The question of 'when' comes to mind; he's busy, which is fine-
originally however, recall the council pushing for it to be finished.

Perhaps not all of the council; distinctly recall diego pushing about
it though. Quick look through council logs, robbat2 was asking about
timeline also (jan. meeting specifically).


> Several council member have access to it - including me - and
> are quite confident about what is already done.

The question was specifically in regards to timelines; completion so
that ongoing paludis vs pkgcore vs portage crap can be put to rest.

Offhand, if the council (majority, no offense meant but not just
one council member who is also a paludis dev) is happy with the state
of things and timelines, then I'll gladly retract the request.

~harring
Re: EAPI spec (was Re: Re: let's clear things up (was Slacker archs)) [ In reply to ]
On Tue, 20 Feb 2007 10:22:14 -0800 Brian Harring <ferringb@gmail.com>
wrote:
| Perhaps not all of the council; distinctly recall diego pushing about
| it though. Quick look through council logs, robbat2 was asking about
| timeline also (jan. meeting specifically).

You've gotta ask *why* certain people are so keen on pushing it
through... Perhaps if they explained why they needed it in such a hurry
we would prioritise it differently.

| > Several council member have access to it - including me - and
| > are quite confident about what is already done.
|
| The question was specifically in regards to timelines; completion so
| that ongoing paludis vs pkgcore vs portage crap can be put to rest.

*shrug* I don't see PMS as being viable until there's a fully
conformant independent implementation, personally. So that more or
less means that for me, PMS will become a priority at around the same
time that Paludis 1.0_pre is released.

--
Ciaran McCreesh
Mail : ciaranm at ciaranm.org
Web : http://ciaranm.org/
Paludis, the secure package manager : http://paludis.pioto.org/
Re: EAPI spec (was Re: Re: let's clear things up (was Slacker archs)) [ In reply to ]
Ciaran,

Admittedly, I'm new to this PMS thing so in many cases I'm speaking
from a position of ignorance, but I guess I need to jump in
somewhere....

I think that standardization is a good thing and interoperability
between paludis, portage, pkgcore and others is something we should
strive for. If at all possible, I think that this standardization
effort should be "multi-lateral" in the sense that Gentoo and pkgcore
are also active participants in the standardization process.

Also, I don't think that the council itself needs to be involved
directly, as a standards/spec project can be created and worked on,
and the conformance of Portage to this standard can be measured, and
if desired Portage developers can tweak portage so that it is more
conformant to this standard. This can be done voluntarily by all
parties, as they deem it useful.

The goal would be to have the ability to measure a package manager's
behavior against a known standard, rather than force a certain package
manager to behave a certain way.
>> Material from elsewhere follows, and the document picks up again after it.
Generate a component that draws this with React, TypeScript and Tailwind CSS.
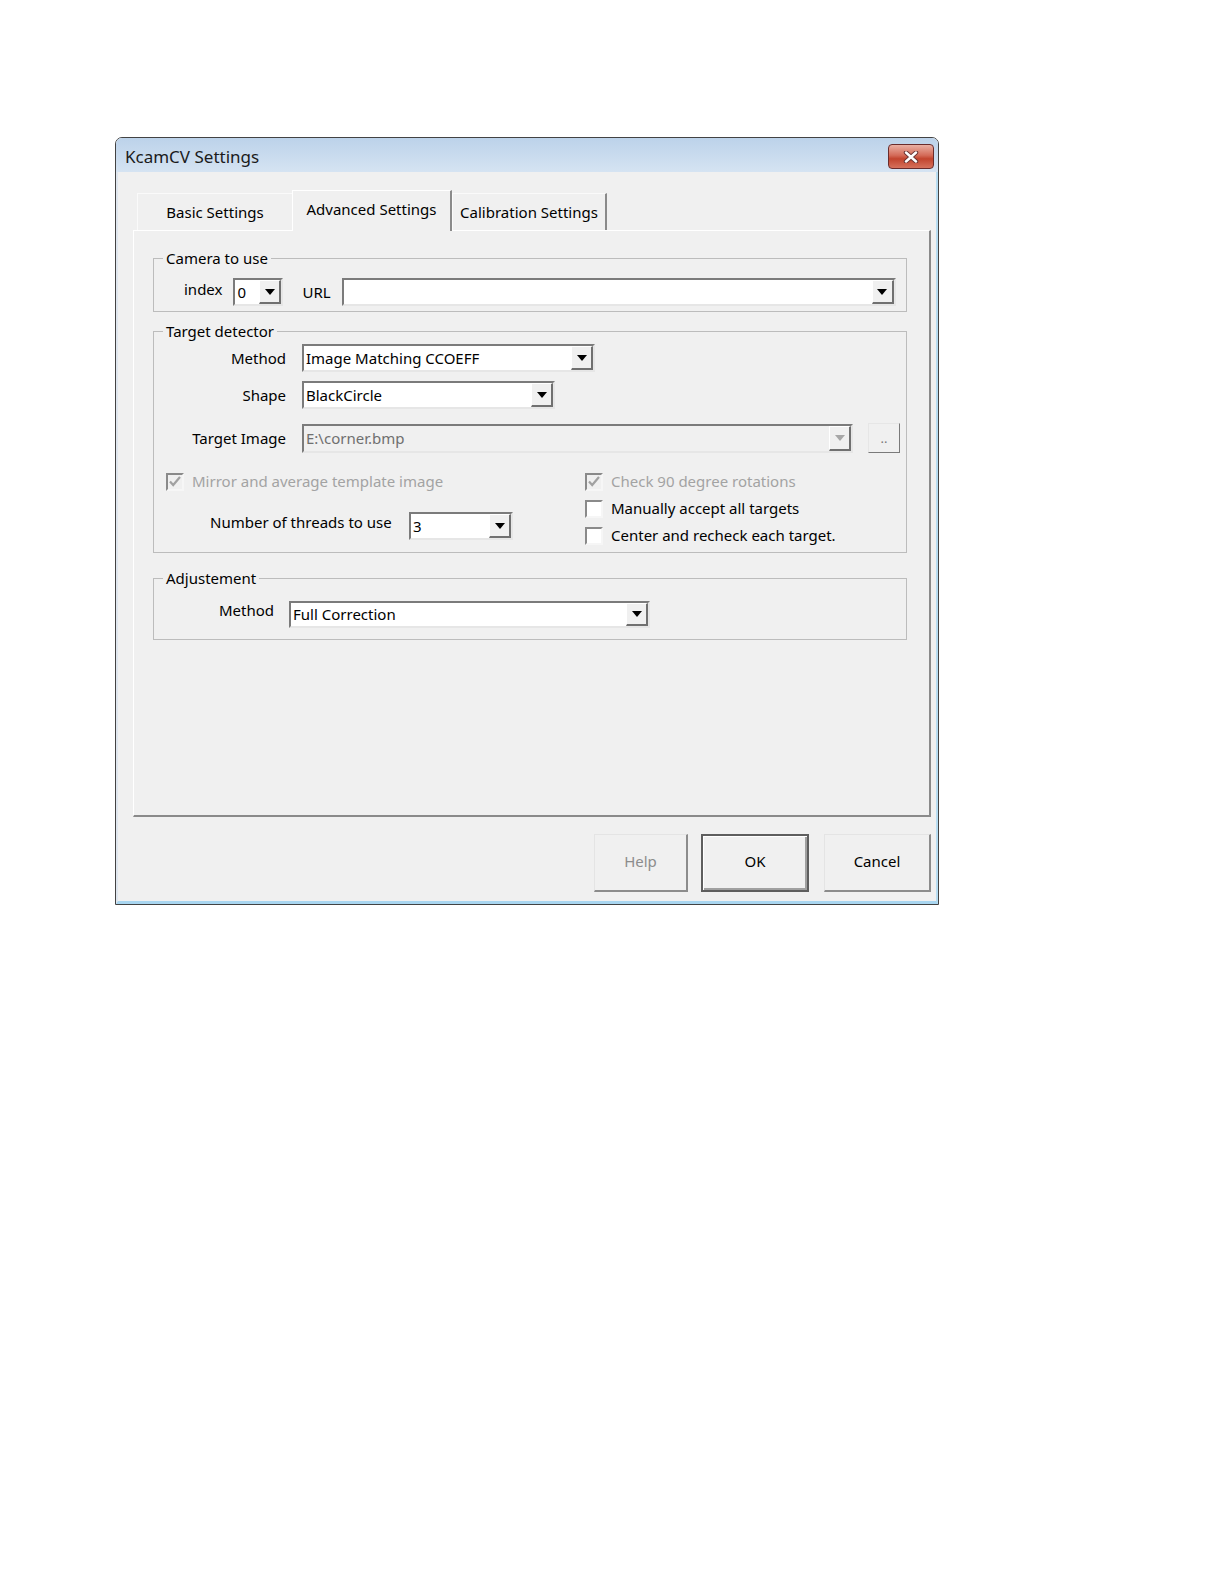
import React from "react"

function Arrow({ disabled }: { disabled?: boolean }) {
  return (
    <svg width="10" height="6" viewBox="0 0 10 6">
      <path d="M0 0h10L5 6z" fill={disabled ? "#a7a7a7" : "#000"} />
    </svg>
  )
}

function Combo({
  value,
  className,
  disabled,
}: {
  value: string
  className: string
  disabled?: boolean
}) {
  return (
    <div
      className={`flex border-2 border-t-[#7b7b7b] border-l-[#7b7b7b] border-r-[#e6e6e6] border-b-[#e6e6e6] ${
        disabled ? "bg-[#f0f0f0]" : "bg-white"
      } ${className}`}
    >
      <div
        className={`flex-1 flex items-center pl-[2px] text-[15px] leading-none ${
          disabled ? "text-[#6f6f6f]" : "text-black"
        }`}
      >
        {value}
      </div>
      <div className="w-[22px] flex items-center justify-center bg-[#f0f0f0] border-t border-l border-white border-r-2 border-b-2 border-r-[#707070] border-b-[#707070]">
        <Arrow disabled={disabled} />
      </div>
    </div>
  )
}

function Check({ label, checked, disabled }: { label: string; checked?: boolean; disabled?: boolean }) {
  return (
    <div className="flex items-center h-[27px]">
      <div
        className={`w-[18px] h-[18px] flex items-center justify-center border-2 border-t-[#8a8a8a] border-l-[#8a8a8a] border-r-[#f6f6f6] border-b-[#f6f6f6] ${
          disabled ? "bg-[#f0f0f0]" : "bg-white"
        }`}
      >
        {checked && (
          <svg width="12" height="11" viewBox="0 0 12 11">
            <path d="M1 5.5l3.2 3.5L11 1" fill="none" stroke="#a1a1a1" strokeWidth="2.2" />
          </svg>
        )}
      </div>
      <span className={`ml-[8px] text-[15px] ${disabled ? "text-[#a3a3a3]" : "text-black"}`}>{label}</span>
    </div>
  )
}

function Group({ title, className, children }: { title: string; className: string; children: React.ReactNode }) {
  return (
    <fieldset className={`border border-[#bcbcbc] ${className}`}>
      <legend className="ml-[9px] px-[3px] text-[15px] leading-[20px] text-black">{title}</legend>
      {children}
    </fieldset>
  )
}

const tabs = [
  { name: "Basic Settings", active: false },
  { name: "Advanced Settings", active: true },
  { name: "Calibration Settings", active: false },
]

export default function App() {
  return (
    <div className="min-h-[1584px] bg-white pt-[137px] pl-[115px] font-['Noto_Sans',sans-serif]">
      <div className="w-[824px] h-[768px] flex flex-col border border-[#434343] rounded-t-[7px] overflow-hidden">
        {/* title bar */}
        <div className="h-[34px] flex justify-between bg-[linear-gradient(to_bottom,#bcd2ea,#d5e3f2)]">
          <div className="pl-[9px] pt-[6px] text-[17px] text-[#1b1b1b]">KcamCV Settings</div>
          <div className="pt-[6px] pr-[4px]">
            <div className="w-[46px] h-[25px] rounded-[4px] border border-[#6a2c2c] flex items-center justify-center bg-[linear-gradient(to_bottom,#eab0a4,#d46b58_45%,#c2442e_60%,#d6715c)]">
              <svg width="16" height="12" viewBox="0 0 16 12">
                <path d="M3 1.5l10 9M13 1.5l-10 9" stroke="#6b3636" strokeWidth="4.4" strokeLinecap="round" />
                <path d="M3 1.5l10 9M13 1.5l-10 9" stroke="#fff" strokeWidth="2.4" strokeLinecap="round" />
              </svg>
            </div>
          </div>
        </div>

        {/* body */}
        <div className="flex-1 flex flex-col bg-[#f0f0f0] border-l-2 border-l-[#dfe6ee] border-r-2 border-r-[#b7dcf1] border-b-[3px] border-b-[#a9d6f0] pl-[15px] pr-[5px] pt-[18px]">
          {/* tabs */}
          <div className="h-[40px] flex items-end ml-[4px]">
            {tabs.map((t) =>
              t.active ? (
                <div
                  key={t.name}
                  className="relative z-10 -mb-px h-[41px] w-[160px] flex justify-center pt-[7px] bg-[#f0f0f0] border-t border-l border-white border-r-2 border-r-[#8a8a8a] text-[15px] text-black"
                >
                  {t.name}
                </div>
              ) : (
                <div
                  key={t.name}
                  className={`h-[37px] w-[155px] flex justify-center pt-[7px] border-t border-l border-t-[#fafafa] border-l-[#fafafa] text-[15px] text-black ${
                    t.name === "Calibration Settings" ? "border-r-2 border-r-[#8a8a8a]" : ""
                  }`}
                >
                  {t.name}
                </div>
              )
            )}
          </div>

          {/* panel */}
          <div className="h-[587px] flex flex-col border-t border-l border-white border-r-2 border-b-2 border-r-[#8a8a8a] border-b-[#8a8a8a] pl-[19px] pr-[22px] pt-[17px]">
            <Group title="Camera to use" className="pt-[10px] pb-[5px]">
              <div className="flex items-center h-[28px]">
                <span className="ml-[30px] -mt-[6px] text-[15px]">index</span>
                <Combo value="0" className="ml-[11px] w-[50px] h-[28px]" />
                <span className="ml-[19px] text-[15px]">URL</span>
                <Combo value="" className="ml-[11px] w-[554px] h-[28px]" />
              </div>
            </Group>

            <Group title="Target detector" className="mt-[9px] pt-[3px]">
              <div className="flex items-center">
                <span className="w-[132px] text-right text-[15px]">Method</span>
                <Combo value="Image Matching CCOEFF" className="ml-[16px] w-[293px] h-[28px]" />
              </div>
              <div className="flex items-center mt-[9px]">
                <span className="w-[132px] text-right text-[15px]">Shape</span>
                <Combo value="BlackCircle" className="ml-[16px] w-[253px] h-[28px]" />
              </div>
              <div className="flex items-center mt-[15px]">
                <span className="w-[132px] text-right text-[15px]">Target Image</span>
                <Combo value="E:\corner.bmp" disabled className="ml-[16px] w-[551px] h-[29px]" />
                <div className="ml-[15px] w-[32px] h-[30px] -mt-px flex items-center justify-center bg-[#f0f0f0] border border-[#e6e6e6] border-r-[#7a7a7a] border-b-[#7a7a7a] text-[13px] text-[#7a7a7a] leading-none">
                  ..
                </div>
              </div>
              <div className="flex mt-[15px] pb-[3px]">
                <div className="ml-[12px] w-[419px]">
                  <Check label="Mirror and average template image" checked disabled />
                  <div className="flex items-center mt-[17px] h-[28px]">
                    <span className="ml-[44px] w-[185px] -mt-[8px] text-[15px]">Number of threads to use</span>
                    <Combo value="3" className="ml-[14px] w-[104px] h-[28px]" />
                  </div>
                </div>
                <div>
                  <Check label="Check 90 degree rotations" checked disabled />
                  <Check label="Manually accept all targets" />
                  <Check label="Center and recheck each target." />
                </div>
              </div>
            </Group>

            <Group title="Adjustement" className="mt-[15px] pt-[13px] pb-[11px]">
              <div className="flex items-center">
                <span className="ml-[65px] -mt-[8px] text-[15px]">Method</span>
                <Combo value="Full Correction" className="ml-[15px] w-[361px] h-[27px]" />
              </div>
            </Group>
          </div>

          {/* buttons */}
          <div className="flex justify-end mt-[17px] h-[58px]">
            <button className="w-[94px] h-[58px] pb-[3px] bg-[#f0f0f0] border border-[#e4e4e4] border-r-2 border-b-2 border-r-[#8c8c8c] border-b-[#8c8c8c] text-[15px] text-[#8c8c8c]">
              Help
            </button>
            <button className="ml-[13px] w-[108px] h-[58px] pb-[3px] bg-[#f0f0f0] border-2 border-[#5e5e5e] shadow-[inset_1px_1px_0_#ffffff,inset_-2px_-2px_0_#a0a0a0] text-[15px] text-black">
              OK
            </button>
            <button className="ml-[15px] w-[107px] h-[58px] pb-[3px] bg-[#f0f0f0] border border-[#e4e4e4] border-r-2 border-b-2 border-r-[#8c8c8c] border-b-[#8c8c8c] text-[15px] text-black">
              Cancel
            </button>
          </div>
        </div>
      </div>
    </div>
  )
}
I would expect that the general
concern for interoperability within the Gentoo community will
encourage package manager developers to work towards resolving any
interoperability problems that do exist.

I think standardization should focus on real interoperability issues,
rather than esoteric technical issues. I think a good way to start
would be to create some kind of test/regression suite in the portage
tree that can be used to measure the package manager's functionality.
Some stuff would be of an obvious pass/fail nature but other things
can be couched in more subjective terms - like "will unmerge device
nodes - yes/no "

That at least would allow us to measure where we are in terms of
interoperability, and identify future areas of improvement.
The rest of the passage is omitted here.